Mrs. Thomases mother died in January, 1718-19; and a Mr. Richard Gwinnet, who had promised to marry her, having died about two years before, and by his will bequeathed to her, as she states, six hundred pounds, she was involved in a lawsuit for this sum. Though she prevailed in this suit, she received, (she says,) at the end of several years, only 213 16s. 0d.; and in 1727, being utterly destitute, she was thrown into the Fleet. Probably, while she was confined there, she sold to Curll, the bookseller, a, parcel of Pope's Letters to Henry Cromwell, Esq., which she had by some means procured from that gentleman, with whom she appears to have been intimately acquainted. Curll, in his Key to the DUNCIAD, 1728 says, that Mr. Cromwell "gave" them to her; but in a note on that poem, in 1729, (Book, ii. l. 66, "Which Curll's Corinna," &c.) Pope thus represents this transaction:

"This name, [Corinna,] it seems, was taken by one Mrs. T[homas,] who procured some private letters of Mr. Pope's while almost a boy, to Mr. Cromwell, and 'sold' them, without the consent of either of those gentlemen, to Curll, who printed them in 12mo. in 1727. He has discovered her to be the publisher, in his Key, p. 11. 'But our poet had no thought of reflecting on her in this passage; on the contrary, he has been informed she is a decent woman, and in misfortunes.' We only take this opportunity," &c. — The words in Italicks were omitted by Pope, in the subsequent editions; probably in consequence of Curll's informing him in an advertisement at the end of her Letters and Memoirs, printed in 1731, (under the title .of PYLADES and CORINNA,) that she was the author of an abusive pamphlet against him, entitled "CODRUS, or the DUNCIAD Dissected, which she published in 1728, under the name of "Mr. Phillips."

For some years after the death of Dryden, she appears to have kept up a friendly intercourse with his family and relations; for she addressed a letter and a paper of verses to his kinswoman, Mrs. Creed, on the death of her daughter Jemima, who, I find from a MS. document now before me, was buried at Tichmarsh in February, 1705-6. — Her scheme, however, of gaining some money by a fictitious account of Dryden's funeral, seems to have been formed on her being confined in the Fleet in 1727 (if not before); and probably it was then put into Curll's hands, though he did not think proper to produce it till three years afterwards, in the Memoirs of Congreve. This may be collected from a slight circumstance. In a poem on our author's death, which she wrote immediately after that event, (for it appeared in the Collection entitled LUCTUS BRITANNICI, published on that occasion, in June, 1700,) are the following lines:

But ah! Britannia, thou complain'st too late;
There's no reversing the decrees of fate.
In vain we sigh, in vain, alas! we mourn,
Th' illustrious poet never will return;—
"All like himself he died; so calm, so free,
As none could equal, but his Emily."

In 1727, she printed the second edition of her Poems, in which this on Dryden is introduced; but having then probably written the narrative which will be found in a following page, in which she represents him as dying in excruciating dolours, she very prudently omitted the last couplet above quoted, with which these "dolours" were completely at variance.

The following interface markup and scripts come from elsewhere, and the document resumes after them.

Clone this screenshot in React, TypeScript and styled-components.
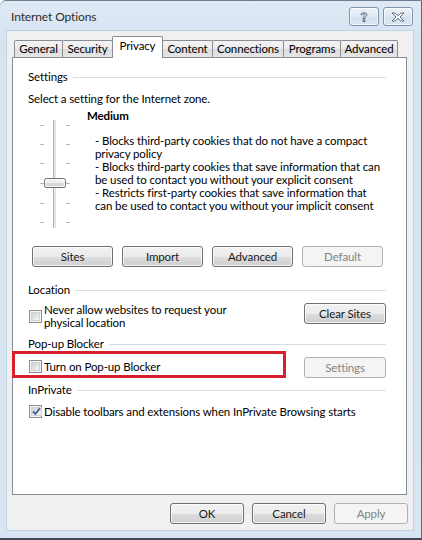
import React from "react";
import styled, { createGlobalStyle } from "styled-components";

const Global = createGlobalStyle`
  html, body { margin: 0; padding: 0; background: #ffffff; }
  body { font-family: Lato, "Noto Sans", sans-serif; font-size: 12px; color: #000; }
  * { box-sizing: border-box; }
`;

const FONT = `Lato, "Noto Sans", sans-serif`;

const Window = styled.div`
  width: 422px;
  height: 540px;
  display: flex;
  flex-direction: column;
  background: linear-gradient(#dfe9f5, #d6e3f1 40px, #d9e5f2);
  border-top: 1px solid #6d7d90;
  border-right: 1px solid #5d6a78;
  border-bottom: 2px solid #3e4753;
  border-top-left-radius: 6px;
  overflow: hidden;
  font-family: ${FONT};
  font-size: 11.5px;
  letter-spacing: -0.12px;
`;

const TitleBar = styled.div`
  height: 29px;
  display: flex;
  align-items: center;
  padding: 0 8px 0 11px;
`;

const Title = styled.div`
  flex: 1;
  color: #2d2d2d;
  font-size: 12px;
  padding-top: 2px;
`;

const CaptionButtons = styled.div`
  display: flex;
  gap: 4px;
  margin-top: 2px;
`;

const CaptionButton = styled.div`
  width: 30px;
  height: 19px;
  border: 1px solid #7f93ad;
  border-radius: 3px;
  background: linear-gradient(#eef3f9, #dde7f2 50%, #d3dfed 51%, #dbe6f2);
  box-shadow: inset 0 0 0 1px rgba(255, 255, 255, 0.7);
  display: flex;
  align-items: center;
  justify-content: center;
`;

const Body = styled.div`
  flex: 1;
  margin: 0 7px 7px 6px;
  background: #f0f0f0;
  border: 1px solid #c3d2e2;
  display: flex;
  flex-direction: column;
  padding: 5px 6px 0 5px;
`;

const Tabs = styled.div`
  display: flex;
  align-items: flex-end;
  height: 21px;
  margin-left: 2px;
`;

const Tab = styled.div<{ $w: number; $active?: boolean }>`
  width: ${(p) => p.$w}px;
  height: ${(p) => (p.$active ? 22 : 17)}px;
  margin-left: -1px;
  margin-bottom: ${(p) => (p.$active ? -1 : 0)}px;
  position: relative;
  z-index: ${(p) => (p.$active ? 2 : 1)};
  border: 1px solid #898c95;
  border-bottom: none;
  border-radius: 2px 2px 0 0;
  background: ${(p) =>
    p.$active ? "#ffffff" : "linear-gradient(#f3f3f3, #ebebeb 50%, #dedede 51%, #e5e5e5)"};
  display: flex;
  justify-content: center;
  padding-top: ${(p) => (p.$active ? 2 : 1)}px;
  color: #000;
  &:first-child { margin-left: 0; }
`;

const Panel = styled.div`
  height: 438px;
  background: #ffffff;
  border: 1px solid #898c95;
  padding: 0 20px 0 15px;
  display: flex;
  flex-direction: column;
`;

const GroupHeading = styled.div<{ $mt: number }>`
  display: flex;
  align-items: center;
  gap: 5px;
  height: 15px;
  line-height: 15px;
  margin-top: ${(p) => p.$mt}px;
  &::after {
    content: "";
    flex: 1;
    height: 1px;
    background: #d5dfe5;
    margin-top: 1px;
  }
`;

const Para = styled.div<{ $mt: number }>`
  line-height: 15px;
  margin-top: ${(p) => p.$mt}px;
`;

const SliderRow = styled.div`
  display: flex;
  margin-top: 2px;
`;

const SliderArt = styled.svg`
  width: 40px;
  height: 112px;
  margin-left: 9px;
  margin-top: 10px;
  flex: none;
`;

const LevelText = styled.div`
  margin-left: 10px;
  display: flex;
  flex-direction: column;
`;

const LevelName = styled.div`
  font-weight: bold;
  line-height: 15px;
`;

const LevelDesc = styled.div`
  margin-top: 11px;
  margin-left: 8px;
  display: flex;
  flex-direction: column;
`;

const DescLine = styled.div`
  line-height: 13px;
  height: 13px;
  white-space: nowrap;
`;

const ButtonRow = styled.div<{ $mt: number; $ml?: number; $justify?: string; $grow?: boolean }>`
  display: flex;
  gap: 9px;
  flex: ${(p) => (p.$grow ? 1 : "none")};
  margin-top: ${(p) => p.$mt}px;
  margin-left: ${(p) => p.$ml ?? 0}px;
  justify-content: ${(p) => p.$justify ?? "flex-start"};
`;

const Button = styled.div<{ $w: number; $disabled?: boolean }>`
  width: ${(p) => p.$w}px;
  height: 21px;
  flex: none;
  border: 1px solid ${(p) => (p.$disabled ? "#adb2b5" : "#707070")};
  border-radius: 3px;
  background: ${(p) =>
    p.$disabled
      ? "#f4f4f4"
      : "linear-gradient(#f2f2f2, #ebebeb 50%, #dddddd 51%, #cfcfcf)"};
  box-shadow: ${(p) => (p.$disabled ? "none" : "inset 0 0 0 1px rgba(255,255,255,0.75)")};
  color: ${(p) => (p.$disabled ? "#838383" : "#1a1a1a")};
  display: flex;
  align-items: center;
  justify-content: center;
  line-height: 13px;
`;

const OptionRow = styled.div<{ $mt: number }>`
  display: flex;
  align-items: flex-start;
  margin-top: ${(p) => p.$mt}px;
  position: relative;
`;

const CheckLabel = styled.div<{ $mt?: number }>`
  display: flex;
  align-items: center;
  gap: 2px;
  margin-top: ${(p) => p.$mt ?? 0}px;
  margin-left: 1px;
  line-height: 13px;
`;

const LabelText = styled.div`
  display: flex;
  flex-direction: column;
`;

const Box = styled.div`
  width: 13px;
  height: 13px;
  flex: none;
  border: 1px solid #8e8f8f;
  background: #f4f4f4;
  padding: 1px;
  display: flex;
  & > span {
    flex: 1;
    background: linear-gradient(135deg, #cbcfd5, #f6f6f6);
    border: 1px solid #d0d2d6;
    display: flex;
    align-items: center;
    justify-content: center;
  }
`;

const Highlight = styled.div`
  position: absolute;
  left: -16px;
  top: -6px;
  width: 274px;
  height: 27px;
  border: 3px solid #d6202c;
  pointer-events: none;
`;

const Footer = styled.div`
  display: flex;
  justify-content: flex-end;
  gap: 8px;
  margin-top: 8px;
  margin-right: -1px;
`;

function CheckBox({ checked }: { checked?: boolean }) {
  return (
    <Box>
      <span>
        {checked && (
          <svg width="9" height="9" viewBox="0 0 9 9">
            <path d="M1 4.5 L3.5 7 L8 1" fill="none" stroke="#4a5f97" strokeWidth="1.8" />
          </svg>
        )}
      </span>
    </Box>
  );
}

function Slider() {
  const ticks = [7, 26, 45, 65, 85, 104];
  return (
    <SliderArt viewBox="0 0 40 112">
      <defs>
        <linearGradient id="thumb" x1="0" y1="0" x2="0" y2="1">
          <stop offset="0" stopColor="#f7f7f7" />
          <stop offset="0.5" stopColor="#ececec" />
          <stop offset="0.51" stopColor="#dcdcdc" />
          <stop offset="1" stopColor="#d4d4d4" />
        </linearGradient>
      </defs>
      {ticks.map((y) => (
        <g key={y}>
          <line x1="3" x2="7" y1={y + 0.5} y2={y + 0.5} stroke="#b8b8b8" />
          <line x1="29" x2="33" y1={y + 0.5} y2={y + 0.5} stroke="#b8b8b8" />
        </g>
      ))}
      <rect x="16" y="2" width="3" height="108" fill="#e7eaea" />
      <line x1="16.5" x2="16.5" y1="2" y2="110" stroke="#b0b0b0" />
      <line x1="18.5" x2="18.5" y1="2" y2="110" stroke="#e3e3e3" />
      <rect x="7.5" y="60.5" width="21" height="9" rx="2" fill="url(#thumb)" stroke="#707070" />
      <rect x="8.5" y="61.5" width="19" height="7" rx="1.5" fill="none" stroke="#fbfbfb" strokeOpacity="0.8" />
    </SliderArt>
  );
}

const desc = [
  "- Blocks third-party cookies that do not have a compact",
  "privacy policy",
  "- Blocks third-party cookies that save information that can",
  "be used to contact you without your explicit consent",
  "- Restricts first-party cookies that save information that",
  "can be used to contact you without your implicit consent",
];

export default function App() {
  return (
    <>
      <Global />
      <Window>
        <TitleBar>
          <Title>Internet Options</Title>
          <CaptionButtons>
            <CaptionButton>
              <svg width="10" height="12" viewBox="0 0 10 12">
                <path
                  d="M2 3.5 C2 1.2 8 1.2 8 3.5 C8 5.3 5.8 5.3 5.8 7.5 L4.2 7.5 C4.2 5 6.3 5 6.3 3.6 C6.3 2.6 3.7 2.6 3.7 3.8 Z"
                  fill="#ffffff"
                  stroke="#4d5f7a"
                  strokeWidth="0.9"
                />
                <rect x="4.1" y="8.8" width="1.8" height="1.8" fill="#ffffff" stroke="#4d5f7a" strokeWidth="0.9" />
              </svg>
            </CaptionButton>
            <CaptionButton>
              <svg width="14" height="10" viewBox="0 0 14 10">
                <path
                  d="M1 1 L4 1 L7 3.6 L10 1 L13 1 L9 5 L13 9 L10 9 L7 6.4 L4 9 L1 9 L5 5 Z"
                  fill="#ffffff"
                  stroke="#4d5f7a"
                  strokeWidth="0.9"
                  strokeLinejoin="round"
                />
              </svg>
            </CaptionButton>
          </CaptionButtons>
        </TitleBar>
        <Body>
          <Tabs>
            <Tab $w={49}>General</Tab>
            <Tab $w={51}>Security</Tab>
            <Tab $w={51} $active>Privacy</Tab>
            <Tab $w={51}>Content</Tab>
            <Tab $w={72}>Connections</Tab>
            <Tab $w={58}>Programs</Tab>
            <Tab $w={58}>Advanced</Tab>
          </Tabs>
          <Panel>
            <GroupHeading $mt={11}>Settings</GroupHeading>
            <Para $mt={7}>Select a setting for the Internet zone.</Para>
            <SliderRow>
              <Slider />
              <LevelText>
                <LevelName>Medium</LevelName>
                <LevelDesc>
                  {desc.map((l) => (
                    <DescLine key={l}>{l}</DescLine>
                  ))}
                </LevelDesc>
              </LevelText>
            </SliderRow>
            <ButtonRow $mt={16} $ml={4}>
              <Button $w={81}>Sites</Button>
              <Button $w={81}>Import</Button>
              <Button $w={81}>Advanced</Button>
              <Button $w={81} $disabled>Default</Button>
            </ButtonRow>

            <GroupHeading $mt={15}>Location</GroupHeading>
            <OptionRow $mt={6}>
              <CheckLabel>
                <CheckBox />
                <LabelText>
                  <DescLine>Never allow websites to request your</DescLine>
                  <DescLine>physical location</DescLine>
                </LabelText>
              </CheckLabel>
              <ButtonRow $mt={0} $justify="flex-end" $grow>
                <Button $w={82}>Clear Sites</Button>
              </ButtonRow>
            </OptionRow>

            <GroupHeading $mt={7}>Pop-up Blocker</GroupHeading>
            <OptionRow $mt={6}>
              <Highlight />
              <CheckLabel $mt={3}>
                <CheckBox />
                <DescLine>Turn on Pop-up Blocker</DescLine>
              </CheckLabel>
              <ButtonRow $mt={0} $justify="flex-end" $grow>
                <Button $w={82} $disabled>Settings</Button>
              </ButtonRow>
            </OptionRow>

            <GroupHeading $mt={4}>InPrivate</GroupHeading>
            <OptionRow $mt={8}>
              <CheckLabel>
                <CheckBox checked />
                <DescLine>Disable toolbars and extensions when InPrivate Browsing starts</DescLine>
              </CheckLabel>
            </OptionRow>
          </Panel>
          <Footer>
            <Button $w={74}>OK</Button>
            <Button $w={74}>Cancel</Button>
            <Button $w={74} $disabled>Apply</Button>
          </Footer>
        </Body>
      </Window>
    </>
  );
}
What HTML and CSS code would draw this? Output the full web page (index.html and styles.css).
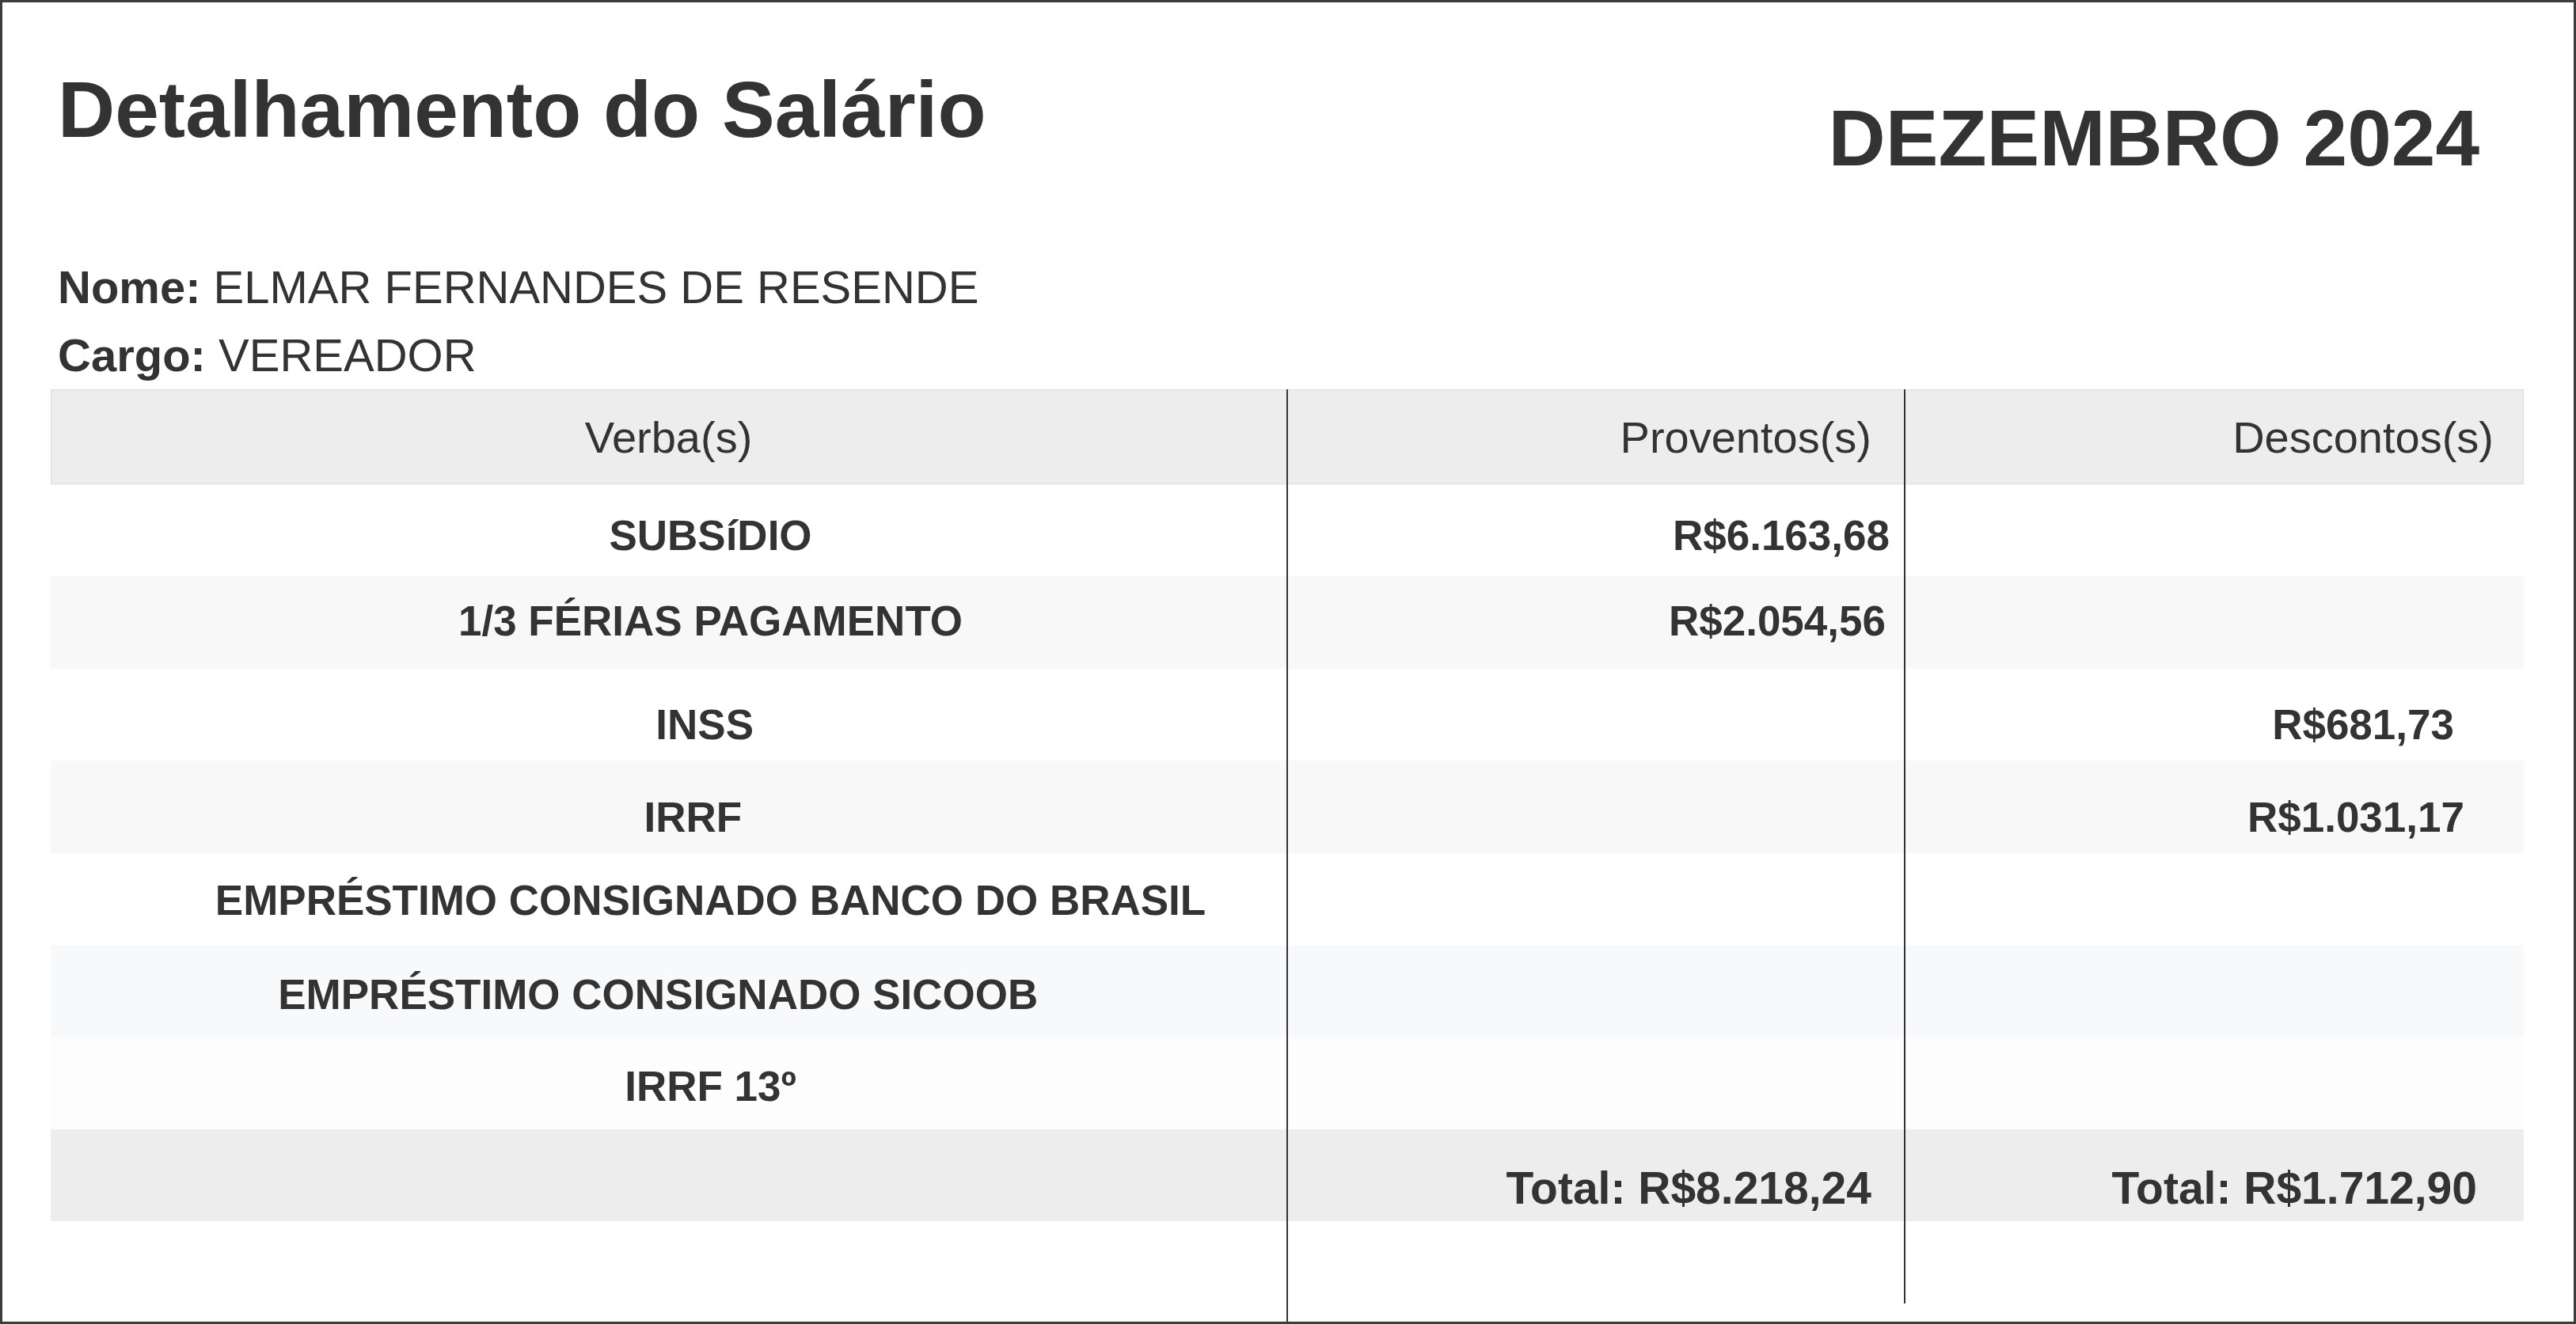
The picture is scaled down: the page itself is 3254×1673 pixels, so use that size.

According to her own account, she was put into the Fleet in 1727. Under an Act of Insolvency, a warrant was issued for her release, in June 1729; but in consequence of her extreme indigence, she remained in confinement till near the middle of the next year, as appears from the following original letter, written by her in a very neat hand, which was found in a presentation copy of her volume of Poems, purchased a few years ago by my friend Mr. Bindley. It has no superscription, but was probably addressed to Sir Joseph Jekyll, Master of the Rolls; "Your Honour" being the appropriate address to the person filling that high office. In part of the preceding century noblemen were addressed by that title; but that mode of address, at the time this letter was written, was wholly obsolete. It however might have been directed to the son of a Peer.

"May it please your Honour,

"That the most unfortunate of her sex presumes to lay her little offering at your feet; which, having been accepted by Majesty, [her volume of Poems in 1727 was dedicated to Caroline, Princess of Wales, at this time become Queen,] she flatters her selfe, may afford your Honour, at a leisure hour, some entertainment also.

"She begs leave to lay her unhappy case before your Honour's charitable consideration, having bin deprived of a competent fortune by an unjust executor, [George Gwinnet, the elder,] who carried her through Civil and Common Law, Chancery, and the House of Lords; till length of time consumed the profits of the suit, and she was landed in a prison; where, for several years, she has suffered more than thought can conceive, or words express. And tho' she received liberty by the gracious Act in July session, has languished here ever since under extream sickness and want, being so destitute of all necessaries, that she is not able to go through the streets, much less can she hope to get into any business, for the support of life, without a few modest fig-leaves to cover her; which having no means to raise, nor friend or relation living, she is compelled to claim an author's right, — of presenting her book; a method she little thought to have used, and is ashamed to own now: but who, oh! who, can blame a drowning wretch, for laying hold of any branch?

"There are but two volumes left of the whole impression, which she has bought at shop price, (as in the title-page,) and is her whole stock to begin the world. She implores your Honour's acceptance of one, and favourable answer by the bearer, towards enabling a poor bird, let out of a cage, to pick up its daily, food; which charity will sure find an eternal reward; and that it may, shall be the constant prayer of

Your Honour's
Most obedient, and
Devoted Servant,
Fleet Prison,
April 16th, 1730.

"That your Honour may not think your compassion abused by an idle creature, accustomed to this practice, I have sent by the bearer some vouchers, being attested copies of the originals, laid before Sir Robert Walpole. Mr. Jodrell, late Clerk of the Parliament, knew my parents, before I was born, and my selfe ever since; and with his son the Counsellor, still living, had the bounty to act for me during the whole ten years' suit, without accepting one fee."

This unfortunate woman, after her release from imprisonment, took a lodging in Fleet-street, where she died a few months afterwards, February 3, 1730-31, and was buried in St. Bride's church-yard, at the expence of Margaret, Lady Delawar, to whom some occasional verses in her volume of poems are addressed.